The earth goes around the sun every 365.242199 days. But because of our human predisposition to integers — and our innate need to stay in the good graces of the rest of the solar system — we add a day to the calendar every fourth year.
Time has always been serious business, so much so that papal adjustments to the calendar during the Middle Ages often sparked revolts by people who believed the Church was literally stealing their time.
Thank God we’ve mellowed with time, most of us have become generally content with living in a chronologically logical post-Enlightenment world, and we no longer freak out over fear of temporal larceny.
But perhaps we should have higher expectations for that day every four years when we actually gain some time. The termLeap Year suggests alone that February 29 should be an exceptional day. Why not take this day and use it for something exceptional like volunteering?

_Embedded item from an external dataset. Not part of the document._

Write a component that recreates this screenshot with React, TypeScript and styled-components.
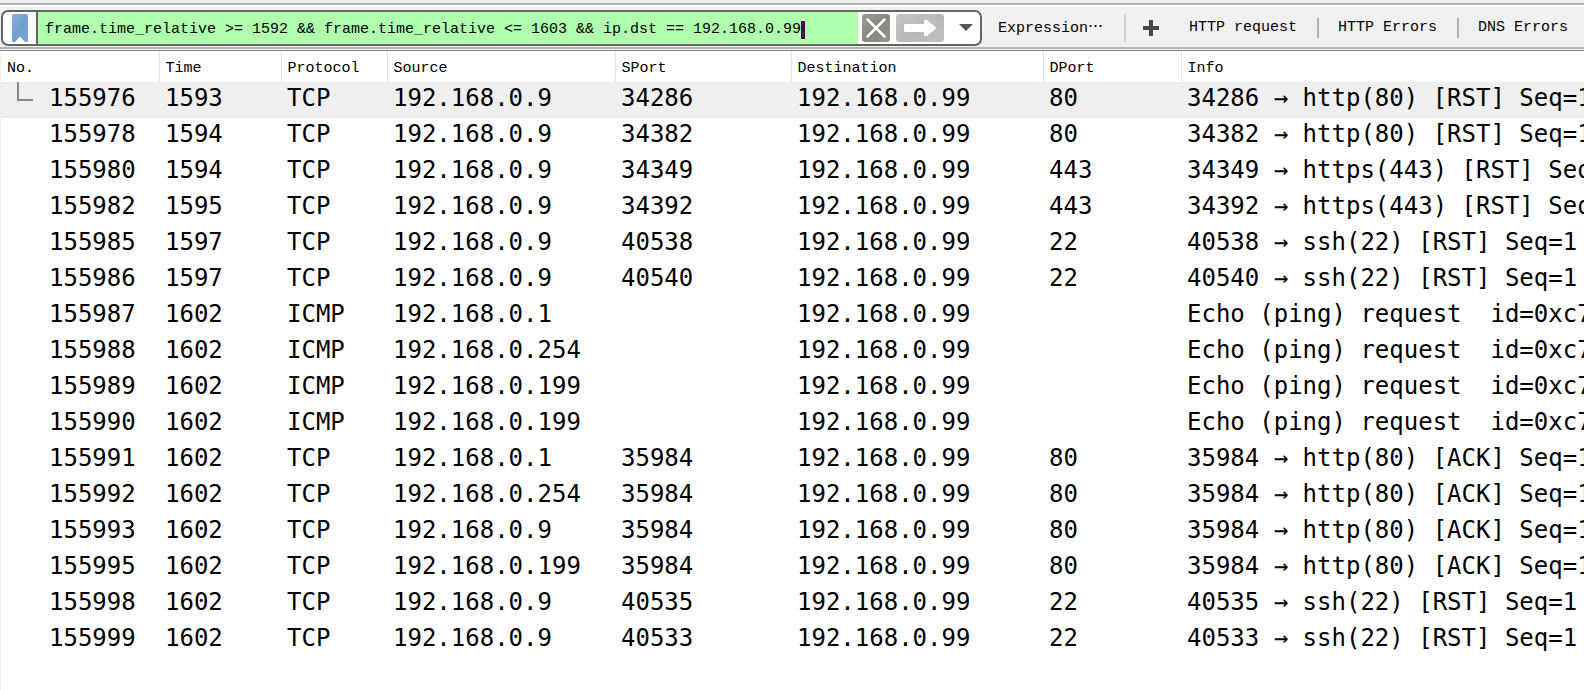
import React from 'react';
import styled, { createGlobalStyle } from 'styled-components';

const Global = createGlobalStyle`
  * { box-sizing: border-box; }
  html, body { margin: 0; background: #fff; color: #000; }
  body { overflow-x: hidden; }
`;

const headFont = '"Liberation Mono", "Courier New", monospace';
const dataFont = '"DejaVu Sans Mono", Consolas, monospace';

const Page = styled.div`
  display: flex;
  flex-direction: column;
  min-height: 100vh;
`;

const Toolbar = styled.header`
  display: flex;
  align-items: center;
  height: 51px;
  padding: 5px 16px 0 1px;
  background: linear-gradient(#b4b4b4 0 2px, #fff 2px 4px, #f0f0f0 4px 44px, #b4b4b4 44px 46px, #f0f0f0 46px 47px, #828790 47px) 0 3px no-repeat #f0f0f0;
  font: 15px/20px ${headFont};
  white-space: nowrap;
`;

const FilterBox = styled.form`
  display: flex;
  flex: 1;
  min-width: 0;
  height: 36px;
  margin: 0;
  border: 2px solid #646464;
  border-radius: 7px;
  background: #fff;
  overflow: hidden;
`;

const IconButton = styled.button<{ $w: number }>`
  display: flex;
  align-items: center;
  justify-content: center;
  flex: none;
  width: ${(p) => p.$w}px;
  padding: 0;
  border: 0;
  background: none;
`;

const MenuButton = styled(IconButton)`
  padding-left: 6px;
`;

const FilterField = styled.label`
  display: flex;
  align-items: center;
  flex: 1;
  min-width: 0;
  padding: 3px 0 0 7px;
  border-left: 2px solid #646464;
  background: #afffaf;
`;

const FilterInput = styled.input`
  field-sizing: content;
  min-width: 0;
  padding: 0;
  border: 0;
  outline: 0;
  background: none;
  color: #000;
  font: inherit;
`;

const Caret = styled.span`
  flex: none;
  width: 4px;
  height: 18px;
  background: #500050;
`;

const Shortcuts = styled.nav`
  display: flex;
  align-items: center;
  flex: none;
  padding-left: 16px;
`;

const TextButton = styled.button`
  padding: 0;
  border: 0;
  background: none;
  color: #000;
  font: inherit;
`;

const Ellipsis = styled.span`
  font-family: "Noto Sans CJK SC", sans-serif;
  line-height: 1;
`;

const AddButton = styled(IconButton)`
  margin-right: 30px;
`;

const Divider = styled.span<{ $tall?: boolean }>`
  width: 2px;
  height: ${(p) => (p.$tall ? 28 : 20)}px;
  margin: ${(p) => (p.$tall ? '0 17px 0 21px' : '0 19px 0 20px')};
  background: ${(p) => (p.$tall ? '#d0d0d0' : '#b0b0b0')};
`;

const PacketPane = styled.main`
  flex: 1;
  border-left: 1px solid #f0f0f0;
`;

const PacketTable = styled.table`
  width: 100%;
  border-collapse: collapse;
  table-layout: fixed;
`;

const Head = styled.th`
  height: 31px;
  padding: 4px 0 0 6px;
  border-right: 1px solid #e5e5e5;
  font: 15px/20px ${headFont};
  text-align: left;
  &:last-child { border-right: 0; }
`;

const Row = styled.tr<{ $current?: boolean }>`
  height: 36px;
  background: ${(p) => (p.$current ? '#efefef' : '#fff')};
`;

const Cell = styled.td`
  padding: 0 0 4px 6px;
  font: 24px/32px ${dataFont};
  white-space: pre;
  overflow: hidden;
`;

const NumberCell = styled(Cell)`
  padding-left: 0;
`;

const NumberContent = styled.div`
  display: flex;
  gap: 16px;
  padding-left: 16px;
`;

const Branch = styled.svg`
  width: 16px;
  height: 32px;
`;

const columns: [string, number?][] = [
  ['No.', 158], ['Time', 122], ['Protocol', 106], ['Source', 228],
  ['SPort', 176], ['Destination', 252], ['DPort', 138], ['Info'],
];

const target = '192.168.0.99';
const ping = 'Echo (ping) request  id=0xc7';
const rows: string[][] = [
  ['155976', '1593', 'TCP', '192.168.0.9', '34286', target, '80', '34286 → http(80) [RST] Seq=1'],
  ['155978', '1594', 'TCP', '192.168.0.9', '34382', target, '80', '34382 → http(80) [RST] Seq=1'],
  ['155980', '1594', 'TCP', '192.168.0.9', '34349', target, '443', '34349 → https(443) [RST] Seq'],
  ['155982', '1595', 'TCP', '192.168.0.9', '34392', target, '443', '34392 → https(443) [RST] Seq'],
  ['155985', '1597', 'TCP', '192.168.0.9', '40538', target, '22', '40538 → ssh(22) [RST] Seq=1'],
  ['155986', '1597', 'TCP', '192.168.0.9', '40540', target, '22', '40540 → ssh(22) [RST] Seq=1'],
  ['155987', '1602', 'ICMP', '192.168.0.1', '', target, '', ping],
  ['155988', '1602', 'ICMP', '192.168.0.254', '', target, '', ping],
  ['155989', '1602', 'ICMP', '192.168.0.199', '', target, '', ping],
  ['155990', '1602', 'ICMP', '192.168.0.199', '', target, '', ping],
  ['155991', '1602', 'TCP', '192.168.0.1', '35984', target, '80', '35984 → http(80) [ACK] Seq=1'],
  ['155992', '1602', 'TCP', '192.168.0.254', '35984', target, '80', '35984 → http(80) [ACK] Seq=1'],
  ['155993', '1602', 'TCP', '192.168.0.9', '35984', target, '80', '35984 → http(80) [ACK] Seq=1'],
  ['155995', '1602', 'TCP', '192.168.0.199', '35984', target, '80', '35984 → http(80) [ACK] Seq=1'],
  ['155998', '1602', 'TCP', '192.168.0.9', '40535', target, '22', '40535 → ssh(22) [RST] Seq=1'],
  ['155999', '1602', 'TCP', '192.168.0.9', '40533', target, '22', '40533 → ssh(22) [RST] Seq=1'],
];

export default function App() {
  return (
    <Page>
      <Global />
      <Toolbar>
        <FilterBox onSubmit={(e) => e.preventDefault()}>
          <IconButton $w={33} type="button" aria-label="Filter bookmarks">
            <svg width="16" height="28" viewBox="0 0 16 28">
              <defs>
                <linearGradient id="mark" x2="1" y2="1">
                  <stop stopColor="#86aedb" />
                  <stop offset="0.5" stopColor="#729fcf" />
                  <stop offset="1" stopColor="#7aa3d4" />
                </linearGradient>
              </defs>
              <path d="M0 1.5Q0 0 1.5 0H14.5Q16 0 16 1.5V26.5Q16 28 14.5 28H13L8 22.5L3 28H1.5Q0 28 0 26.5Z" fill="url(#mark)" />
            </svg>
          </IconButton>
          <FilterField>
            <FilterInput
              aria-label="Display filter"
              spellCheck={false}
              defaultValue="frame.time_relative >= 1592 && frame.time_relative <= 1603 && ip.dst == 192.168.0.99"
            />
            <Caret />
          </FilterField>
          <IconButton $w={36} type="button" aria-label="Clear filter">
            <svg width="28" height="28" viewBox="0 0 28 28">
              <defs>
                <linearGradient id="clear" x2="1" y2="1">
                  <stop stopColor="#999b95" />
                  <stop offset="0.5" stopColor="#868881" />
                  <stop offset="1" stopColor="#92948e" />
                </linearGradient>
              </defs>
              <rect width="28" height="28" rx="3" fill="url(#clear)" />
              <path d="M5.5 5.5L22.5 22.5M22.5 5.5L5.5 22.5" stroke="#fff" strokeWidth="2.5" strokeLinecap="round" />
            </svg>
          </IconButton>
          <IconButton $w={52} type="submit" aria-label="Apply filter">
            <svg width="48" height="28" viewBox="0 0 48 28">
              <defs>
                <linearGradient id="apply" x2="1" y2="1">
                  <stop stopColor="#c6c6c6" />
                  <stop offset="0.5" stopColor="#b9b9b9" />
                  <stop offset="1" stopColor="#c0c0c0" />
                </linearGradient>
              </defs>
              <rect width="48" height="28" rx="3" fill="url(#apply)" />
              <path d="M9 10H28V7Q28 5 31 6L39 12.5Q41 14 39 15.5L31 22Q28 23 28 21V18H9Q8 18 8 17V11Q8 10 9 10Z" fill="#fff" />
            </svg>
          </IconButton>
          <MenuButton $w={34} type="button" aria-label="Recent filters">
            <svg width="14" height="8" viewBox="0 0 14 8"><path d="M0 0H14L7 7Z" fill="#555753" /></svg>
          </MenuButton>
        </FilterBox>
        <Shortcuts>
          <TextButton type="button">Expression<Ellipsis lang="zh-CN">…</Ellipsis></TextButton>
          <Divider $tall />
          <AddButton $w={16} type="button" aria-label="Add filter button">
            <svg width="16" height="16" viewBox="0 0 16 16"><path d="M6 0H10V6H16V10H10V16H6V10H0V6H6Z" fill="#464646" /></svg>
          </AddButton>
          <TextButton type="button">HTTP request</TextButton>
          <Divider />
          <TextButton type="button">HTTP Errors</TextButton>
          <Divider />
          <TextButton type="button">DNS Errors</TextButton>
        </Shortcuts>
      </Toolbar>
      <PacketPane>
        <PacketTable>
          <colgroup>{columns.map(([name, width]) => <col key={name} width={width} />)}</colgroup>
          <thead><tr>{columns.map(([name]) => <Head key={name} scope="col">{name}</Head>)}</tr></thead>
          <tbody>
            {rows.map(([no, ...cells], i) => (
              <Row key={no} $current={i === 0}>
                <NumberCell>
                  <NumberContent>
                    <Branch aria-hidden="true">{i === 0 && <path d="M1 0V18H16" fill="none" stroke="#888" strokeWidth="2" />}</Branch>
                    {no}
                  </NumberContent>
                </NumberCell>
                {cells.map((text, j) => <Cell key={j}>{text}</Cell>)}
              </Row>
            ))}
          </tbody>
        </PacketTable>
      </PacketPane>
    </Page>
  );
}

Even though February 29, 2012, is buried in the middle of the week, let’s make the most of this astronomical anomaly. I’m not advocating anything monumental like a global work stoppage or an international pillow fight, but we should at least try to answer the question: How will I leap this year?
Leap Day could be the do-over after New Year’s — a chance to look back and look forward and to make resolutions free from the influence of alcohol and dropping balls.
I’ve spent the better part of my professional adult life mobilizing and coordinating volunteers, and I wouldn’t trade the experience for all the Ts in Tim Tebow. Volunteerism can transcend time and space and class and race to change for the better both our communities and ourselves.
But most often volunteering illuminates a different common denominator among people — that the majority of us don’t do it.
That’s not intended as a harsh criticism. Most of us have a drive to serve and see the needs that surround us. It’s just difficult to turn rhetoric into reality, aspirations into action, and values into value. Time is serious business, and it often gets in the way.
Most of us already don’t spend as much time as we should sleeping or chewing our food, so we have to make the time for the things that are truly important.
This year, though, we get that gift of the extra day. So, on February 29 (Can we call it “Solar Compliance Day?”), let’s put aside our jealousy of all the babies born that day who will age four times slower than the general population. And let’s resolve to better allocate our most scarce and precious resource.
This may sound like a very adult thing to do, but I’m actually taking a page from the book of my new friend Maya, a precocious kindergartner at the Dixon School in Detroit.
Like me, Maya loves to read and has trouble sitting still. She gets especially restless when she finds herself pages ahead of her classmates — when she has already said good night to the moon while her 32 classmates are still sitting in chairs with three little bears.
I met Maya through a Repair the World literacy program, which pairs volunteers with kids who need a little extra attention in the classroom. But in reality, Maya has graciously volunteered to expend some of her extra energy by reading to me for a morning a week. She may not realize it, but her service is sharing childhood of brightening the otherwise dreary day of an adult.
Last week, Maya and I got to spend the better part of an hour reading together in the morning. We went at our own pace, seeing Spot run at a sprint and then pausing to be curious with George.
And by the time I got to my office and had to face the little hiccups that inevitably fill grownup afternoons, I felt more inclined to make way for ducklings than snarl with a Grinchly sneer.
I have a hunch the same was true for Maya.
I’m willing to bet that if we all took some time on Leap Day (and beyond) to work with others, we’d find that spending it trying to solve problems other than our own will make the traffic seem just a little less jammed and the birds seem a little less angry.
Or who knows? If we all leap at once, we might just change the rotation of the earth.